CSOs demand pro-poor Green Climate Financing

The sixth meeting of the Green Climate Fund Board has been asked to take note of the devastating climate change impacts in developing economies and provide a climate fund which is pro-people.

The meeting is holding in Bali, Indonesia with expectations that it will deliver a Fund which will enable developing countries to deal with the impacts of climate change.

The delivery of climate finance for developing countries is one of the commitments and obligations of developed country governments under the UN Framework Convention on Climate Change (UNFCCC) and is one of the pillars of the Bali Road Map agreed during the UNFCCC Conference of Parties held in Bali in December 2007.

At a media forum dubbed the “Urgency of Climate Finance and the Green Climate Fund”, civil society groups from Africa, the Philippines and Indonesia presented cases of climate change impacts, loss and damage caused by extreme weather events.

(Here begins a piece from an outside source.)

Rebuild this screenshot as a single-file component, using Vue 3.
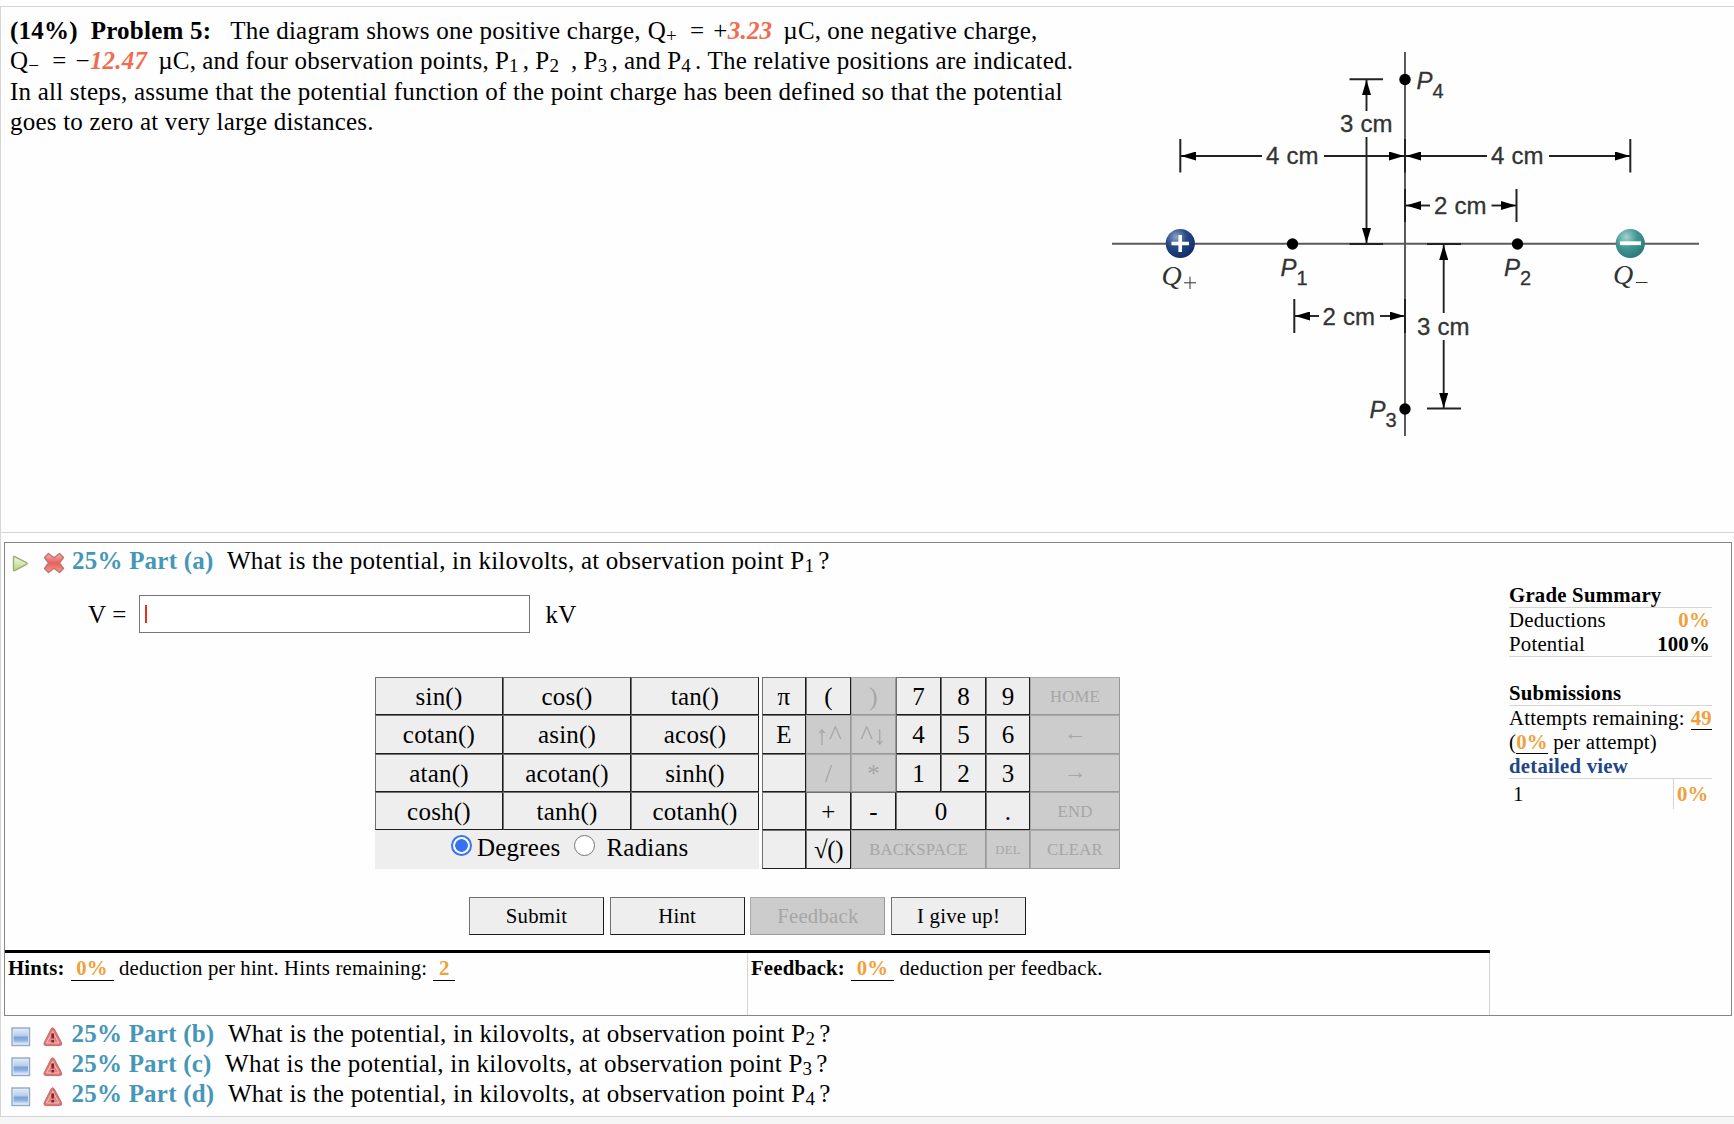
<script setup>
import { ref } from 'vue';

const answer = ref('');
const angleMode = ref('degrees');

const functionKeys = [
  'sin()', 'cos()', 'tan()',
  'cotan()', 'asin()', 'acos()',
  'atan()', 'acotan()', 'sinh()',
  'cosh()', 'tanh()', 'cotanh()',
];

// off = disabled key, span = columns taken, size = label size
const pad = [
  { label: 'π' }, { label: '(' }, { label: ')', off: true }, { label: '7' }, { label: '8' }, { label: '9' }, { label: 'HOME', off: true, size: 'small' },
  { label: 'E' }, { label: '↑^', off: true, size: 'arrow' }, { label: '^↓', off: true, size: 'arrow' }, { label: '4' }, { label: '5' }, { label: '6' }, { label: '←', off: true, size: 'move' },
  { label: '' }, { label: '/', off: true }, { label: '*', off: true }, { label: '1' }, { label: '2' }, { label: '3' }, { label: '→', off: true, size: 'move' },
  { label: '' }, { label: '+' }, { label: '-' }, { label: '0', span: 2 }, { label: '.' }, { label: 'END', off: true, size: 'small' },
  { label: '' }, { label: '√()', size: 'root' }, { label: 'BACKSPACE', off: true, span: 3, size: 'small' }, { label: 'DEL', off: true, size: 'tiny' }, { label: 'CLEAR', off: true, size: 'small' },
];

const actions = [
  { label: 'Submit' },
  { label: 'Hint' },
  { label: 'Feedback', off: true },
  { label: 'I give up!' },
];

const parts = [
  { letter: 'b', point: 2 },
  { letter: 'c', point: 3 },
  { letter: 'd', point: 4 },
];

// Diagram pieces
const dots = [[1405, 79.5], [1405, 409], [1292.5, 244], [1517.5, 244]];
const caps = [
  [1349.5, 79.3, 1383, 79.3], [1349.5, 244, 1383, 244],
  [1180.3, 139, 1180.3, 172.5], [1405, 139, 1405, 172.5], [1630.3, 139, 1630.3, 172.5],
  [1405, 189, 1405, 222], [1516.5, 189, 1516.5, 222],
  [1294.3, 299, 1294.3, 333], [1405, 299, 1405, 333],
  [1427, 244, 1461, 244], [1427, 408.5, 1461, 408.5],
];
const arrows = [
  [1366.5, 111, 1366.5, 80], [1366.5, 137, 1366.5, 243],
  [1262, 156, 1181, 156], [1324, 156, 1404, 156],
  [1487, 156, 1406, 156], [1549, 156, 1630, 156],
  [1430, 205.5, 1406, 205.5], [1491.5, 205.5, 1516, 205.5],
  [1319, 316, 1295, 316], [1380, 316, 1404.5, 316],
  [1443.7, 313, 1443.7, 245], [1443.7, 340, 1443.7, 408],
];
const lengths = [
  ['3 cm', 1340, 132], ['4 cm', 1266, 164], ['4 cm', 1491, 164],
  ['2 cm', 1434, 214], ['2 cm', 1322.5, 324.7], ['3 cm', 1417, 335],
];
const points = [
  [1, 1280.5, 276], [2, 1504, 276], [3, 1369.5, 418], [4, 1416.5, 89],
];
</script>

<template>
  <div class="page">
    <section class="problem">
      <div class="statement">
        <div class="line"><b>(14%)</b><b class="g1">Problem 5:</b><span class="g2">The diagram shows one positive charge,</span><span class="g3">Q<sub>+</sub></span><span class="g4">=</span><span class="g5">+<i>3.23</i></span><span class="g6">µC,</span><span class="g7">one negative charge,</span></div>
        <div class="line tall"><span>Q<sub>−</sub></span><span class="g4">=</span><span class="g5">−<i>12.47</i></span><span class="g6">µC,</span><span class="g7">and four observation points,</span><span class="g7">P<sub>1</sub></span><span class="c1">,</span><span class="g7">P<sub>2</sub></span><span class="c2">,</span><span class="g7">P<sub>3</sub></span><span class="c1">,</span><span class="g7">and P<sub>4</sub></span><span class="c1">.</span><span class="g7">The relative positions are indicated.</span></div>
        <div class="line">In all steps, assume that the potential function of the point charge has been defined so that the potential</div>
        <div class="line">goes to zero at very large distances.</div>
      </div>

      <svg class="diagram" viewBox="1105 45 600 400" width="600" height="400">
        <defs>
          <radialGradient id="pos" cx="0.36" cy="0.28" r="0.7">
            <stop offset="0" stop-color="#8ca3c9" />
            <stop offset="0.5" stop-color="#264a87" />
            <stop offset="1" stop-color="#14306a" />
          </radialGradient>
          <radialGradient id="neg" cx="0.36" cy="0.28" r="0.75">
            <stop offset="0" stop-color="#a5d0cf" />
            <stop offset="0.5" stop-color="#419796" />
            <stop offset="1" stop-color="#2b7878" />
          </radialGradient>
          <marker id="head" viewBox="0 0 15 9" refX="15" refY="4.5" markerWidth="15" markerHeight="9" markerUnits="userSpaceOnUse" orient="auto">
            <path d="M0 0L15 4.5L0 9Z" fill="#000" />
          </marker>
        </defs>
        <g stroke="#5a5a5a" stroke-width="2">
          <line x1="1112" y1="243.8" x2="1699" y2="243.8" />
          <line x1="1405" y1="52" x2="1405" y2="436" />
        </g>
        <line v-for="(c, i) in caps" :key="'c' + i" :x1="c[0]" :y1="c[1]" :x2="c[2]" :y2="c[3]" stroke="#222" stroke-width="2" />
        <line v-for="(a, i) in arrows" :key="'a' + i" :x1="a[0]" :y1="a[1]" :x2="a[2]" :y2="a[3]" stroke="#222" stroke-width="1.9" marker-end="url(#head)" />
        <circle v-for="(d, i) in dots" :key="'d' + i" :cx="d[0]" :cy="d[1]" r="5.7" />
        <circle cx="1180.3" cy="243.5" r="14.6" fill="url(#pos)" />
        <path d="M1171.5 243.5H1189M1180.2 235V252" stroke="#fff" stroke-width="3.6" />
        <circle cx="1630.3" cy="243.5" r="14.6" fill="url(#neg)" />
        <path d="M1620 243.2H1641" stroke="#fff" stroke-width="3.8" />
        <text v-for="(t, i) in lengths" :key="'t' + i" class="len" :x="t[1]" :y="t[2]">{{ t[0] }}</text>
        <g v-for="p in points" :key="'p' + p[0]">
          <text class="len pt" :x="p[1]" :y="p[2]">P</text>
          <text class="len idx" :x="p[1] + 16" :y="p[2] + 8.5">{{ p[0] }}</text>
        </g>
        <text class="q" x="1161.5" y="284.5">Q</text>
        <path d="M1184 282.8H1196M1190 276.6V289" stroke="#333" stroke-width="1" />
        <text class="q" x="1613" y="284">Q</text>
        <path d="M1636 282.5H1647.5" stroke="#333" stroke-width="1" />
      </svg>
    </section>

    <section class="parts">
      <div class="active-part">
        <div class="main">
          <div class="part-title first">
            <svg class="play" width="17" height="18" viewBox="0 0 17 18">
              <defs>
                <linearGradient id="green" x1="0" y1="0" x2="0" y2="1">
                  <stop offset="0" stop-color="#f4fae0" />
                  <stop offset="1" stop-color="#b5d67c" />
                </linearGradient>
              </defs>
              <path d="M1.5 2.2Q1.5 1 2.7 1.6L14.5 7.7Q15.8 8.5 14.5 9.3L2.7 15.6Q1.5 16 1.5 15Z" fill="url(#green)" stroke="#9aae78" stroke-width="1.4" />
            </svg>
            <svg class="cross" width="22" height="22" viewBox="0 0 22 22">
              <defs>
                <linearGradient id="red" x1="0" y1="0" x2="0" y2="1">
                  <stop offset="0" stop-color="#f3b4b0" />
                  <stop offset="0.5" stop-color="#e8605c" />
                  <stop offset="1" stop-color="#ef9a90" />
                </linearGradient>
              </defs>
              <path d="M5.5 1.5L11 5.8L16.5 1.5L20.5 5.5L16.4 11L20.5 16.5L16.5 20.5L11 16.2L5.5 20.5L1.5 16.5L5.6 11L1.5 5.5Z" fill="url(#red)" stroke="#bf7470" stroke-width="1.4" stroke-linejoin="round" />
            </svg>
            <b>25% Part (a)</b>
            <span class="question">What is the potential, in kilovolts, at observation point P<sub>1</sub><span class="mark">?</span></span>
          </div>

          <div class="answer">
            <span class="name">V =</span>
            <label class="field"><span class="caret"></span><input v-model="answer" type="text" /></label>
            <span class="unit">kV</span>
          </div>

          <div class="keypad">
            <div class="functions">
              <button v-for="k in functionKeys" :key="k" class="key">{{ k }}</button>
              <div class="modes">
                <span class="radio" :class="{ on: angleMode === 'degrees' }" @click="angleMode = 'degrees'"></span>
                <span class="deg">Degrees</span>
                <span class="radio" :class="{ on: angleMode === 'radians' }" @click="angleMode = 'radians'"></span>
                <span class="rad">Radians</span>
              </div>
            </div>
            <div class="numbers">
              <button v-for="(k, i) in pad" :key="i" class="key" :class="[k.size, k.span && 'span' + k.span, { off: k.off }]" :disabled="k.off">{{ k.label }}</button>
            </div>
          </div>

          <div class="actions">
            <button v-for="a in actions" :key="a.label" class="key action" :class="{ off: a.off }" :disabled="a.off">{{ a.label }}</button>
          </div>

          <div class="deductions">
            <div class="hints"><b>Hints:</b><b class="num">0%</b><span>deduction per hint. Hints remaining:</span><b class="num short">2</b></div>
            <div class="feedback"><b>Feedback:</b><b class="num">0%</b><span>deduction per feedback.</span></div>
          </div>
        </div>

        <aside class="summary">
          <b class="head">Grade Summary</b>
          <div class="pair"><span>Deductions</span><b class="orange">0%</b></div>
          <div class="pair last"><span>Potential</span><b>100%</b></div>
          <b class="head">Submissions</b>
          <div class="pair attempts"><span>Attempts remaining:</span><b class="orange under">49</b></div>
          <div class="per">(<b class="orange under">0%</b> per attempt)</div>
          <b class="detail">detailed view</b>
          <div class="try"><span>1</span><b class="orange">0%</b></div>
        </aside>
      </div>

      <div v-for="p in parts" :key="p.letter" class="part-title">
        <svg class="square" width="20" height="20" viewBox="0 0 20 20">
          <defs>
            <linearGradient id="blue" x1="0" y1="0" x2="0" y2="1">
              <stop offset="0" stop-color="#dbe7f5" />
              <stop offset="0.4" stop-color="#b9d0ec" />
              <stop offset="0.55" stop-color="#7da3d6" />
              <stop offset="0.75" stop-color="#8fb1de" />
              <stop offset="1" stop-color="#dfeafa" />
            </linearGradient>
          </defs>
          <rect x="1" y="1" width="17.5" height="17.5" fill="#e5eefa" stroke="#92a8c8" stroke-width="1.4" />
          <rect x="2.5" y="2.5" width="14.5" height="14.5" fill="url(#blue)" />
        </svg>
        <svg class="warn" width="20" height="20" viewBox="0 0 20 20">
          <path d="M8.2 1.7Q9.8 -0.2 11.2 1.7L18.6 15.8Q19.3 18.6 16.8 18.6H2.8Q0.3 18.4 1.1 15.8Z" fill="#dc7674" stroke="#c96a6a" stroke-width="1" />
          <path d="M9.7 4.2L16 16H3.4Z" fill="#dd8784" stroke="#f3c9c6" stroke-width="0.9" />
          <path d="M8.2 6.5H11.2L10.8 11.6H8.6ZM8.4 13H11V15.4H8.4Z" fill="#8c2226" />
        </svg>
        <b>25% Part ({{ p.letter }})</b>
        <span class="question">What is the potential, in kilovolts, at observation point P<sub>{{ p.point }}</sub><span class="mark">?</span></span>
      </div>
    </section>
  </div>
</template>

<style>
body {
  background: #f6f6f6;
  overflow: hidden;
}
</style>

<style scoped>
.page {
  box-sizing: border-box;
  width: 1734px;
  height: 1124px;
  padding-top: 6px;
  background: linear-gradient(#fefefe 1116px, #f6f6f6 1116px);
  font: 25px/30px "Liberation Serif", "Times New Roman", serif;
  letter-spacing: 0.22px;
  color: #000;
  overflow: hidden;
}

.problem {
  box-sizing: border-box;
  display: flex;
  justify-content: space-between;
  height: 526px;
  border-top: 1px solid #d5d5d5;
  border-left: 1px solid #d5d5d5;
}

.statement {
  padding: 9px 0 0 9px;
}

.line {
  height: 30px;
  white-space: nowrap;
}

.line.tall {
  height: 31px;
}

sub {
  font-size: 19px;
  line-height: 0;
  vertical-align: -3px;
}

i {
  color: #f06c50;
  font-weight: bold;
}

.g1 { margin-left: 13px; }
.g2 { margin-left: 19px; }
.g3 { margin-left: 7px; }
.g4 { margin-left: 13px; }
.g5 { margin-left: 9px; }
.g6 { margin-left: 11px; }
.g7 { margin-left: 6px; }
.c1 { margin-left: 4px; }
.c2 { margin-left: 12px; }

.diagram {
  margin: 38px 29px 0 0;
  flex: none;
}

.len {
  font: 24px "Liberation Sans", Arial, sans-serif;
  letter-spacing: 0.2px;
  fill: #333;
  stroke: #333;
  stroke-width: 0.3px;
}

.pt {
  font-style: italic;
}

.idx {
  font-size: 20px;
}

.q {
  font: italic 28px "Liberation Serif", serif;
  fill: #333;
}

.parts {
  box-sizing: border-box;
  height: 585px;
  padding: 9px 0 0 3px;
  border: 1px solid #d5d5d5;
  border-right: none;
}

.active-part {
  box-sizing: border-box;
  display: flex;
  width: 1728px;
  height: 474px;
  margin-bottom: 3px;
  border: 1px solid #858585;
}

.main {
  width: 1485px;
  display: flex;
  flex-direction: column;
}

.part-title {
  display: flex;
  height: 30px;
  padding-left: 7px;
  line-height: 29px;
  white-space: nowrap;
}

.part-title b {
  color: #4697b7;
}

.part-title.first {
  margin-top: 3px;
}

.play { margin: 9px 14px 0 0; }
.cross { margin: 6px 7px 0 0; }
.square { margin: 8px 12px 0 0; }
.warn { margin: 8px 8.5px 0 0; }

.question {
  margin-left: 13.5px;
}

.mark {
  margin-left: 4px;
}

.answer {
  display: flex;
  align-items: center;
  margin: 19px 0 0 83px;
}

.name {
  width: 42px;
  padding-top: 1px;
}

.unit {
  padding-top: 1px;
}

.field {
  box-sizing: border-box;
  display: flex;
  align-items: center;
  width: 391px;
  height: 38px;
  margin: 0 16px 0 8.5px;
  padding-left: 5px;
  border: 1px solid #767676;
  background: #fff;
}

.caret {
  width: 2px;
  height: 18px;
  background: #e8301c;
}

.field input {
  flex: 1;
  min-width: 0;
  border: none;
  outline: none;
  background: none;
  font: inherit;
}

.keypad {
  display: flex;
  gap: 3px;
  margin: 44px 0 0 370px;
}

.functions,
.numbers {
  display: grid;
  grid-template-rows: 38px 39px 38px 38px 39px;
}

.functions {
  grid-template-columns: repeat(3, 128px);
  background: #eee;
}

.numbers {
  grid-template-columns: 44px 45px 45px 45px 45px 44px 90px;
}

.key {
  margin: 0;
  padding: 1px 0 0;
  border: 1px solid;
  border-color: #707070 #1c1c1c #1c1c1c #707070;
  border-radius: 0;
  background: #eee;
  color: #000;
  font: inherit;
  letter-spacing: inherit;
  line-height: 30px;
  white-space: nowrap;
}

.key.off {
  border-color: #a9a9a9 #999 #999 #a9a9a9;
  background: #ccc;
  color: #a6a6a6;
}

.span2 { grid-column: span 2; }
.span3 { grid-column: span 3; }
.key.small { font-size: 16.7px; }
.key.tiny { font-size: 12.7px; }
.key.move { font-size: 23px; padding: 0 0 3px; }
.key.arrow { font-size: 27px; }
.key.root { letter-spacing: -0.4px; }

.modes {
  grid-column: span 3;
  display: flex;
  align-items: flex-start;
  padding: 3px 0 0 76px;
}

.radio {
  box-sizing: border-box;
  width: 21px;
  height: 21px;
  margin-top: 2px;
  border: 1.5px solid #767676;
  border-radius: 50%;
  background: #fff;
}

.radio.on {
  border: 2px solid #3573f6;
  background: radial-gradient(#3573f6 6px, #fff 6.6px);
}

.deg { margin: 0 14px 0 5px; }
.rad { margin-left: 11px; }

.actions {
  display: flex;
  gap: 5.7px;
  margin: 28px 0 0 464px;
}

.action {
  width: 135px;
  height: 38px;
  padding: 0;
  font-size: 20.8px;
}

.deductions {
  display: flex;
  flex: 1;
  margin-top: 15px;
  border-top: 3px solid #000;
  font-size: 20.8px;
  line-height: 30px;
  letter-spacing: 0.17px;
}

.hints,
.feedback {
  box-sizing: border-box;
  display: flex;
  align-items: flex-start;
  border-right: 1px solid #d5d5d5;
  padding-left: 3px;
}

.hints { width: 743px; }
.feedback { flex: 1; }

.num {
  box-sizing: border-box;
  width: 43px;
  height: 28px;
  margin: 0 5.5px 0 6px;
  border-bottom: 1px solid #000;
  color: #f0a03c;
  text-align: center;
}

.num.short {
  width: 22px;
}

.summary {
  display: flex;
  flex-direction: column;
  width: 203px;
  margin: 40px 0 0 19px;
  font-size: 20.8px;
  line-height: 24px;
  white-space: nowrap;
}

.head {
  height: 24px;
  border-bottom: 1px solid #d5d5d5;
}

.pair {
  display: flex;
  justify-content: space-between;
  height: 24px;
  padding-right: 2px;
}

.pair.last {
  border-bottom: 1px solid #d5d5d5;
  margin-bottom: 24px;
}

.pair.attempts {
  padding: 0;
}

.orange {
  color: #f0a03c;
}

.under {
  border-bottom: 1px solid #000;
}

.detail {
  color: #1f4788;
  border-bottom: 1px solid #d5d5d5;
}

.try {
  display: flex;
  justify-content: space-between;
  height: 30px;
  line-height: 30px;
  padding-left: 4px;
}

.try .orange {
  width: 39px;
  border-left: 1px solid #d5d5d5;
  padding-left: 3px;
  box-sizing: border-box;
}
</style>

It was organized by the Pan African Climate Justice Alliance (PACJA), Jubilee South Asia Pacific Movement on Debt and Development, Friends of the Earth Indonesia and Koalisi Anti Utang.

Citing the African Case, Robert Muthami from PACJA said that climate change impacts included prolonged droughts in the Horn and East Africa, the freak phenomena of floods in Mozambique, the Somali Puntland Hurricane in November 2013 which killed around 300 people, and the climate change–induced natural resources scarcity in the savanna belt of Africa that is giving rise to conflicts and severe food crisis. 
 
Climate change is a justice issue and we can no longer treat it just as an economic issue. World leaders must put the wellbeing of people and the planet first, before their bank accounts,” he stated.

PACJA stresses that the Green Climate Fund must ensure transparency, openness, equity, easy access for local communities, country ownership and respond primarily to the needs of vulnerable communities.

Leo Lauzon, representing the Philippine Movement for Climate Change said that in November 2013, Typhoon Haiyan struck the Philippines leaving more than 6,000 people dead, several million people displaced, and more than $879 million cost of damages to infrastructure and agriculture.
 
“Just last month, heavy rains drenched a huge portion of Indonesia causing massive flood, deadly landslides and more than 40,000 displaced individuals,” observed Oslan Purba, Friends of the Earth Indonesia.

The total cost of damage is estimated at $80 million.

Noting the urgency of the Green Climate Fund, Lidy Nacpil of the Jubilee South Asia Pacific Movement on Debt and Development, urged the developed country governments to confront their responsibilities for the climate crisis and carry out their obligations to the people of developing countries.

She said this should be done “through tangible sufficient financial commitments to the GCF that are not through loans or debt creating instruments and not through financing of the private sector”.

A joint statement was read at the media forum titled: “No More Deception! No More Excuses! Climate Finance Now! A Green Climate Fund for People and Planet and Not Private profit!”